> [EXERCISE BRIEF] Reproduce the listing exactly, with no pictures in your copy.
START
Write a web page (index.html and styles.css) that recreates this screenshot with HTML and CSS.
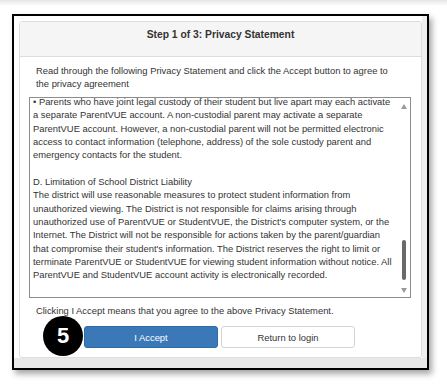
FILE: index.html
```html
<!DOCTYPE html>
<html lang="en">
<head>
  <meta charset="UTF-8">
  <meta name="viewport" content="width=device-width, initial-scale=1.0">
  <title>ParentVUE - Privacy Statement</title>
  <link rel="stylesheet" href="styles.css">
</head>
<body>
  <div class="frame">
    <div class="panel">
      <div class="panel-heading">Step 1 of 3: Privacy Statement</div>
      <div class="panel-body">
        <p class="intro">Read through the following Privacy Statement and click the Accept button to agree to<br>the privacy agreement</p>
        <!-- scrolled statement box -->
        <div class="statement">
          <div class="statement-text">
            &bull; Parents who have joint legal custody of their student but live apart may each activate<br>
            a separate ParentVUE account. A non-custodial parent may activate a separate<br>
            ParentVUE account. However, a non-custodial parent will not be permitted electronic<br>
            access to contact information (telephone, address) of the sole custody parent and<br>
            emergency contacts for the student.<br>
            <br>
            D. Limitation of School District Liability<br>
            The district will use reasonable measures to protect student information from<br>
            unauthorized viewing. The District is not responsible for claims arising through<br>
            unauthorized use of ParentVUE or StudentVUE, the District's computer system, or the<br>
            Internet. The District will not be responsible for actions taken by the parent/guardian<br>
            that compromise their student's information. The District reserves the right to limit or<br>
            terminate ParentVUE or StudentVUE for viewing student information without notice. All<br>
            ParentVUE and StudentVUE account activity is electronically recorded.
          </div>
          <div class="scrollbar">
            <span class="arrow-up"></span>
            <span class="thumb"></span>
            <span class="arrow-down"></span>
          </div>
        </div>
        <p class="notice">Clicking I Accept means that you agree to the above Privacy Statement.</p>
        <div class="actions">
          <span class="step-badge">5</span>
          <button class="btn btn-primary">I Accept</button>
          <button class="btn btn-default">Return to login</button>
        </div>
      </div>
    </div>
  </div>
</body>
</html>
```

FILE: styles.css
```css
body {
  margin: 0;
  min-height: 388px;
  background: linear-gradient(#e6e6e6, #fff 6px) no-repeat;
  font-family: "Liberation Sans", Arial, sans-serif;
  color: #333;
}
.frame {
  box-sizing: border-box;
  width: 417px;
  height: 356px;
  margin: 14px 0 0 12px;
  padding: 5px 5px 10px;
  border: 2px solid #000;
  background:
    linear-gradient(to top, #e8e8e8 10px, transparent 10px),
    linear-gradient(to left, #efefef 5px, #fff 5px);
  box-shadow: 3px 4px 6px rgba(0, 0, 0, 0.35);
}
.panel {
  box-sizing: border-box;
  height: 337px;
  border: 1px solid #ddd;
  border-radius: 3px;
  background: #fff;
}
.panel-heading {
  padding: 6px 0 15px;
  background: #f5f5f5;
  border-bottom: 1px solid #ddd;
  text-align: center;
  font-size: 10.3px;
  line-height: 13px;
  font-weight: bold;
}
.panel-body {
  padding: 8px 0 0 9px;
  font-size: 9.4px;
}
.intro {
  margin: 0 0 7px 7px;
  line-height: 12.5px;
}
.statement {
  box-sizing: border-box;
  display: flex;
  width: 382px;
  height: 201px;
  border: 1px solid #8c8c8c;
  overflow: hidden;
}
.statement-text {
  flex: 1;
  margin-top: -3px;
  padding-left: 3px;
  line-height: 13.33px;
  white-space: nowrap;
}
/* fake scrollbar, scrolled near the bottom */
.scrollbar {
  width: 13px;
  display: flex;
  flex-direction: column;
  align-items: center;
  padding-top: 6px;
}
.arrow-up,
.arrow-down {
  width: 0;
  height: 0;
  border-left: 3px solid transparent;
  border-right: 3px solid transparent;
}
.arrow-up {
  border-bottom: 5px solid #9a9a9a;
}
.thumb {
  width: 4px;
  height: 40px;
  margin-top: 131px;
  border-radius: 2px;
  background: #6a6a6a;
}
.arrow-down {
  margin-top: 8px;
  border-top: 5px solid #9a9a9a;
}
.notice {
  margin: 6px 0 0 7px;
  line-height: 13px;
}
.actions {
  position: relative;
  display: flex;
  gap: 3px;
  margin-top: 9px;
  padding-left: 55px;
}
.btn {
  box-sizing: border-box;
  width: 134px;
  height: 22px;
  padding: 0;
  border-radius: 3px;
  font-family: inherit;
  font-size: 9.4px;
  cursor: pointer;
}
.btn-primary {
  background: #3a78b7;
  border: 1px solid #2e6da4;
  color: #fff;
}
.btn-default {
  background: #fff;
  border: 1px solid #d4d4d4;
  color: #333;
}
/* numbered callout over the buttons */
.step-badge {
  position: absolute;
  left: 14px;
  top: -10px;
  width: 40px;
  height: 40px;
  display: flex;
  align-items: center;
  justify-content: center;
  border-radius: 50%;
  background: #000;
  color: #fff;
  font-size: 22px;
  font-weight: bold;
}
```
END
> [TASK ANSWER]
Write a web page (index.html and styles.css) that recreates this screenshot with HTML and CSS.
FILE: index.html
```html
<!DOCTYPE html>
<html lang="en">
<head>
  <meta charset="UTF-8">
  <meta name="viewport" content="width=device-width, initial-scale=1.0">
  <title>ParentVUE - Privacy Statement</title>
  <link rel="stylesheet" href="styles.css">
</head>
<body>
  <div class="frame">
    <div class="panel">
      <div class="panel-heading">Step 1 of 3: Privacy Statement</div>
      <div class="panel-body">
        <p class="intro">Read through the following Privacy Statement and click the Accept button to agree to<br>the privacy agreement</p>
        <!-- scrolled statement box -->
        <div class="statement">
          <div class="statement-text">
            &bull; Parents who have joint legal custody of their student but live apart may each activate<br>
            a separate ParentVUE account. A non-custodial parent may activate a separate<br>
            ParentVUE account. However, a non-custodial parent will not be permitted electronic<br>
            access to contact information (telephone, address) of the sole custody parent and<br>
            emergency contacts for the student.<br>
            <br>
            D. Limitation of School District Liability<br>
            The district will use reasonable measures to protect student information from<br>
            unauthorized viewing. The District is not responsible for claims arising through<br>
            unauthorized use of ParentVUE or StudentVUE, the District's computer system, or the<br>
            Internet. The District will not be responsible for actions taken by the parent/guardian<br>
            that compromise their student's information. The District reserves the right to limit or<br>
            terminate ParentVUE or StudentVUE for viewing student information without notice. All<br>
            ParentVUE and StudentVUE account activity is electronically recorded.
          </div>
          <div class="scrollbar">
            <span class="arrow-up"></span>
            <span class="thumb"></span>
            <span class="arrow-down"></span>
          </div>
        </div>
        <p class="notice">Clicking I Accept means that you agree to the above Privacy Statement.</p>
        <div class="actions">
          <span class="step-badge">5</span>
          <button class="btn btn-primary">I Accept</button>
          <button class="btn btn-default">Return to login</button>
        </div>
      </div>
    </div>
  </div>
</body>
</html>
```

FILE: styles.css
```css
body {
  margin: 0;
  min-height: 388px;
  background: linear-gradient(#e6e6e6, #fff 6px) no-repeat;
  font-family: "Liberation Sans", Arial, sans-serif;
  color: #333;
}
.frame {
  box-sizing: border-box;
  width: 417px;
  height: 356px;
  margin: 14px 0 0 12px;
  padding: 5px 5px 10px;
  border: 2px solid #000;
  background:
    linear-gradient(to top, #e8e8e8 10px, transparent 10px),
    linear-gradient(to left, #efefef 5px, #fff 5px);
  box-shadow: 3px 4px 6px rgba(0, 0, 0, 0.35);
}
.panel {
  box-sizing: border-box;
  height: 337px;
  border: 1px solid #ddd;
  border-radius: 3px;
  background: #fff;
}
.panel-heading {
  padding: 6px 0 15px;
  background: #f5f5f5;
  border-bottom: 1px solid #ddd;
  text-align: center;
  font-size: 10.3px;
  line-height: 13px;
  font-weight: bold;
}
.panel-body {
  padding: 8px 0 0 9px;
  font-size: 9.4px;
}
.intro {
  margin: 0 0 7px 7px;
  line-height: 12.5px;
}
.statement {
  box-sizing: border-box;
  display: flex;
  width: 382px;
  height: 201px;
  border: 1px solid #8c8c8c;
  overflow: hidden;
}
.statement-text {
  flex: 1;
  margin-top: -3px;
  padding-left: 3px;
  line-height: 13.33px;
  white-space: nowrap;
}
/* fake scrollbar, scrolled near the bottom */
.scrollbar {
  width: 13px;
  display: flex;
  flex-direction: column;
  align-items: center;
  padding-top: 6px;
}
.arrow-up,
.arrow-down {
  width: 0;
  height: 0;
  border-left: 3px solid transparent;
  border-right: 3px solid transparent;
}
.arrow-up {
  border-bottom: 5px solid #9a9a9a;
}
.thumb {
  width: 4px;
  height: 40px;
  margin-top: 131px;
  border-radius: 2px;
  background: #6a6a6a;
}
.arrow-down {
  margin-top: 8px;
  border-top: 5px solid #9a9a9a;
}
.notice {
  margin: 6px 0 0 7px;
  line-height: 13px;
}
.actions {
  position: relative;
  display: flex;
  gap: 3px;
  margin-top: 9px;
  padding-left: 55px;
}
.btn {
  box-sizing: border-box;
  width: 134px;
  height: 22px;
  padding: 0;
  border-radius: 3px;
  font-family: inherit;
  font-size: 9.4px;
  cursor: pointer;
}
.btn-primary {
  background: #3a78b7;
  border: 1px solid #2e6da4;
  color: #fff;
}
.btn-default {
  background: #fff;
  border: 1px solid #d4d4d4;
  color: #333;
}
/* numbered callout over the buttons */
.step-badge {
  position: absolute;
  left: 14px;
  top: -10px;
  width: 40px;
  height: 40px;
  display: flex;
  align-items: center;
  justify-content: center;
  border-radius: 50%;
  background: #000;
  color: #fff;
  font-size: 22px;
  font-weight: bold;
}
```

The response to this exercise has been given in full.